🤖 AI Summary
This study identifies a structural misalignment between stakeholder involvement (SHI) practices in commercial software development and the objectives of responsible AI (rAI): current SHI—oriented toward customer value and regulatory compliance—fails to support rAI’s core tenets of stakeholder empowerment, proactive risk anticipation, and public oversight. Employing a mixed-methods approach—including systematic analysis of 56 rAI guidelines, 130 practitioner surveys, and 10 in-depth interviews—we conducted cross-dimensional thematic coding and comparative analysis. Our findings constitute the first empirical evidence that existing SHI frameworks largely neglect rAI’s essential requirements. We identify four key impediments: institutional voids, role ambiguity, temporal misalignment, and ineffective evaluation mechanisms. Building on these insights, we propose an actionable intervention framework spanning institutional design, process integration, and multi-dimensional assessment. This work provides critical empirical grounding and a practical implementation roadmap for advancing rAI from principle to practice.
📝 Abstract
Responsible AI (rAI) guidance increasingly promotes stakeholder involvement (SHI) during AI development. At the same time, SHI is already common in commercial software development, but with potentially different foci.
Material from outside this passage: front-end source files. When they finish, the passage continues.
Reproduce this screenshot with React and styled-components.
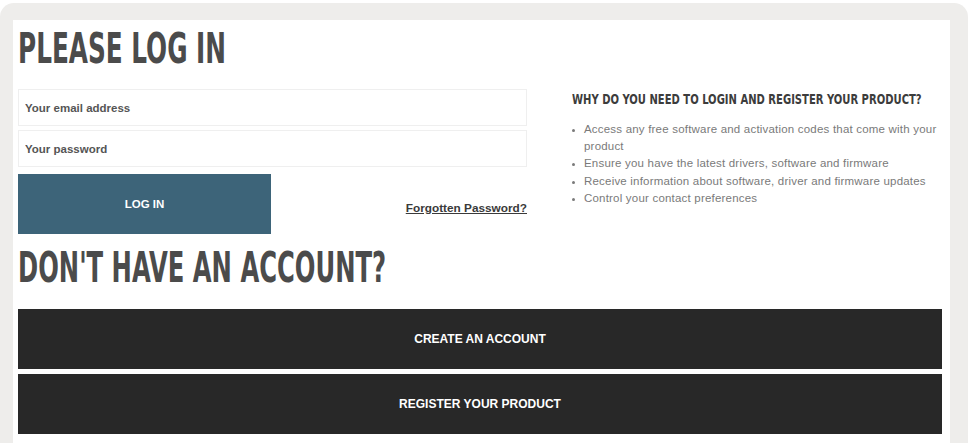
import styled, { createGlobalStyle } from 'styled-components';

const GlobalStyle = createGlobalStyle`
  html, body {
    margin: 0;
    padding: 0;
    background: #ffffff;
  }

  body {
    font-family: 'Liberation Sans', Arial, sans-serif;
  }

  * {
    box-sizing: border-box;
  }
`;

const reasons = [
  'Access any free software and activation codes that come with your product',
  'Ensure you have the latest drivers, software and firmware',
  'Receive information about software, driver and firmware updates',
  'Control your contact preferences',
];

export default function App() {
  return (
    <>
      <GlobalStyle />
      <Frame>
        <Panel>
          <TopSection>
            <LoginColumn>
              <Heading $scale={0.655}>PLEASE LOG IN</Heading>
              <Form onSubmit={(e) => e.preventDefault()}>
                <Field type="email" placeholder="Your email address" />
                <Field type="password" placeholder="Your password" />
                <ActionRow>
                  <LoginButton type="submit">LOG IN</LoginButton>
                  <ForgotLink href="#">Forgotten Password?</ForgotLink>
                </ActionRow>
              </Form>
            </LoginColumn>

            <InfoColumn>
              <InfoHeading>WHY DO YOU NEED TO LOGIN AND REGISTER YOUR PRODUCT?</InfoHeading>
              <ReasonList>
                {reasons.map((reason) => (
                  <li key={reason}>{reason}</li>
                ))}
              </ReasonList>
            </InfoColumn>
          </TopSection>

          <AccountHeading $scale={0.643}>DON'T HAVE AN ACCOUNT?</AccountHeading>

          <BarStack>
            <DarkBar type="button">CREATE AN ACCOUNT</DarkBar>
            <DarkBar type="button">REGISTER YOUR PRODUCT</DarkBar>
          </BarStack>
        </Panel>
      </Frame>
    </>
  );
}

const Frame = styled.div`
  width: 968px;
  height: 443px;
  margin-top: 3px;
  padding: 17px 18px 3px 13px;
  background-color: #eeedeb;
  border-radius: 14px 14px 0 0;
`;

const Panel = styled.div`
  height: 100%;
  background-color: #ffffff;
  padding: 8px 8px 5px 5px;
  display: flex;
  flex-direction: column;
`;

const TopSection = styled.div`
  display: grid;
  grid-template-columns: 509px minmax(0, 1fr);
  column-gap: 45px;
`;

const LoginColumn = styled.div`
  display: flex;
  flex-direction: column;
`;

const Heading = styled.h1`
  margin: 0;
  font-family: 'DejaVu Sans Condensed', 'DejaVu Sans', sans-serif;
  font-stretch: condensed;
  font-weight: 700;
  font-size: 42px;
  line-height: 1;
  color: #4b4b4b;
  white-space: nowrap;
  transform: scaleX(${(props) => props.$scale});
  transform-origin: left center;
`;

const AccountHeading = styled(Heading)`
  margin: 13px 0 20px;
`;

const Form = styled.form`
  display: flex;
  flex-direction: column;
  gap: 4px;
  margin-top: 19px;
`;

const Field = styled.input`
  height: 37px;
  width: 100%;
  border: 1px solid #efefef;
  padding: 0 6px;
  font-family: 'Liberation Sans', Arial, sans-serif;
  font-size: 11.5px;
  font-weight: 700;
  color: #444;
  outline: none;

  &::placeholder {
    color: #555555;
  }
`;

const ActionRow = styled.div`
  display: flex;
  align-items: center;
  justify-content: space-between;
  margin-top: 3px;
`;

const LoginButton = styled.button`
  width: 253px;
  height: 60px;
  border: none;
  background-color: #3d6479;
  color: #ffffff;
  font-family: 'Liberation Sans', Arial, sans-serif;
  font-size: 11.5px;
  font-weight: 700;
  cursor: pointer;
`;

const ForgotLink = styled.a`
  margin-top: 8px;
  font-size: 11.8px;
  font-weight: 700;
  color: #3a3a3a;
  text-decoration: underline;
`;

const InfoColumn = styled.div`
  min-width: 0;
  padding-top: 64px;
`;

const InfoHeading = styled.h2`
  margin: 0;
  font-family: 'DejaVu Sans Condensed', 'DejaVu Sans', sans-serif;
  font-stretch: condensed;
  font-weight: 700;
  font-size: 14px;
  line-height: 1;
  color: #3c3c3c;
  white-space: nowrap;
  transform: scaleX(0.795);
  transform-origin: left center;
`;

const ReasonList = styled.ul`
  margin: 15px 0 0;
  padding-left: 12px;
  font-size: 11.5px;
  letter-spacing: 0.2px;
  line-height: 17.2px;
  color: #7a7a7a;

  li::marker {
    font-size: 9px;
  }
`;

const BarStack = styled.div`
  display: flex;
  flex-direction: column;
  gap: 5px;
`;

const DarkBar = styled.button`
  height: 60px;
  width: 100%;
  border: none;
  background-color: #282828;
  color: #ffffff;
  font-family: 'Liberation Sans', Arial, sans-serif;
  font-size: 12px;
  font-weight: 700;
  cursor: pointer;
`;
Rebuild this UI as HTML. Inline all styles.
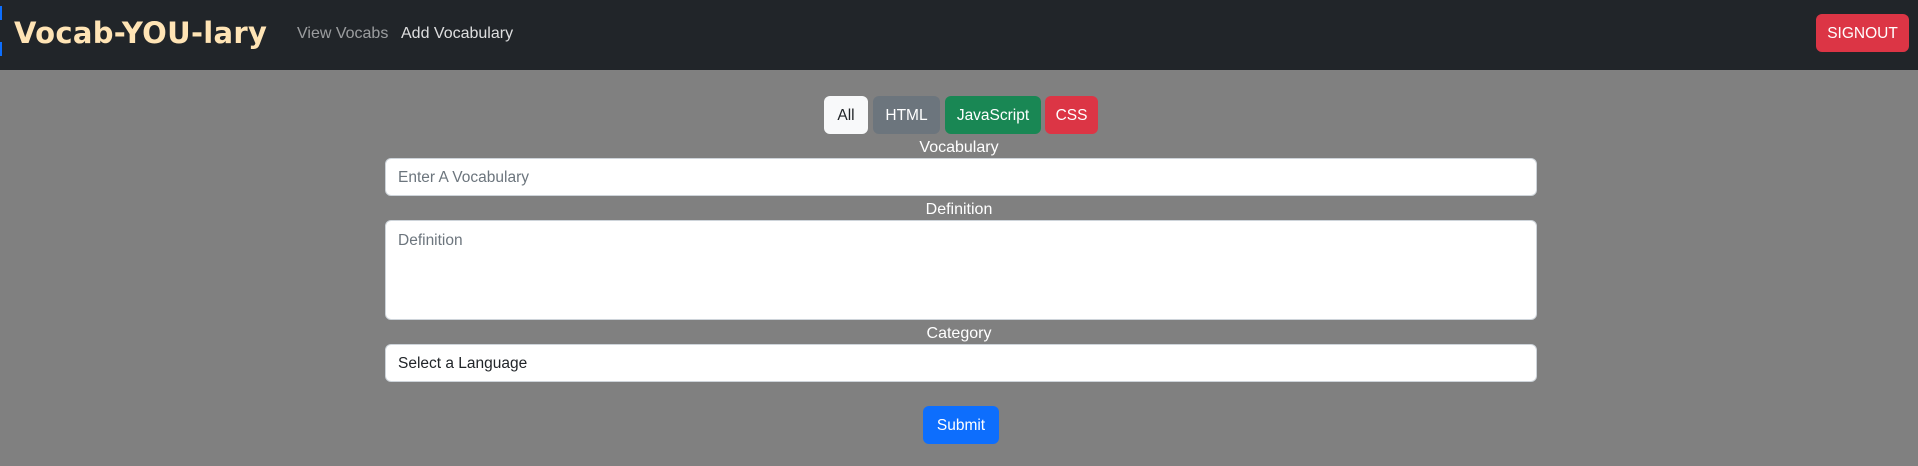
<!DOCTYPE html>
<html><head><meta charset="utf-8"><style>
*{box-sizing:border-box;margin:0;padding:0}
body{width:1918px;height:466px;background:#808080;font-family:"Liberation Sans",sans-serif;font-size:16px;position:relative;overflow:hidden}
.nav{position:absolute;left:0;top:0;width:1918px;height:70px;background:#212529}
.edge{position:absolute;left:0;width:2px;background:#0d6efd}
.brand{position:absolute;left:14px;top:16px;font-family:"DejaVu Sans",sans-serif;font-weight:bold;font-size:29px;color:#ffe4b5;letter-spacing:0.3px}
.link{position:absolute;top:25px;font-size:16px}
.btn{position:absolute;border-radius:6px;color:#fff;display:flex;align-items:center;justify-content:center;font-size:15.5px;padding-top:2px}
.lbl{position:absolute;left:0;width:1918px;text-align:center;color:#fff;font-size:16px}
.inp{position:absolute;left:385px;width:1152px;background:#fff;border:1px solid #ced4da;border-radius:6px;padding:2px 12px 0;color:#6c757d;display:flex;align-items:center;font-size:15.5px}
</style></head><body>
<div class="nav">
<div class="edge" style="top:6px;height:14px"></div>
<div class="edge" style="top:42px;height:14px"></div>
<div class="brand">Vocab-YOU-lary</div>
<div class="link" style="left:297px;color:rgba(255,255,255,.55)">View Vocabs</div>
<div class="link" style="left:401px;color:rgba(255,255,255,.85)">Add Vocabulary</div>
<div class="btn" style="left:1816px;top:14px;width:93px;height:38px;background:#dc3545">SIGNOUT</div>
</div>
<div class="btn" style="left:824px;top:96px;width:44px;height:38px;background:#f8f9fa;color:#212529">All</div>
<div class="btn" style="left:873px;top:96px;width:67px;height:38px;background:#6c757d">HTML</div>
<div class="btn" style="left:945px;top:96px;width:96px;height:38px;background:#198754">JavaScript</div>
<div class="btn" style="left:1045px;top:96px;width:53px;height:38px;background:#dc3545">CSS</div>
<div class="lbl" style="top:139px">Vocabulary</div>
<div class="inp" style="top:158px;height:38px">Enter A Vocabulary</div>
<div class="lbl" style="top:201px">Definition</div>
<div class="inp" style="top:220px;height:100px;align-items:flex-start;padding-top:11px">Definition</div>
<div class="lbl" style="top:325px">Category</div>
<div class="inp" style="top:344px;height:38px;color:#212529">Select a Language</div>
<div class="btn" style="left:923px;top:406px;width:76px;height:38px;background:#0d6efd">Submit</div>
</body></html>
This study clarifies the extent to which established SHI practices are able to contribute to rAI efforts as well as potential disconnects -- essential insights to inform and tailor future interventions that further shift industry practice towards rAI efforts. First, we analysed 56 rAI guidance documents to identify why SHI is recommended (i.e. its expected benefits for rAI) and uncovered goals such as redistributing power, improving socio-technical understandings, anticipating risks, and enhancing public oversight. To understand why and how SHI is currently practised in commercial settings, we then conducted an online survey (n=130) and semi-structured interviews (n=10) with AI practitioners. Our findings reveal that SHI in practice is primarily driven by commercial priorities (e.g. customer value, compliance) and several factors currently discourage more rAI-aligned SHI practices. This suggests that established SHI practices are largely not contributing to rAI efforts. To address this disconnect, we propose interventions and research opportunities to advance rAI development in practice.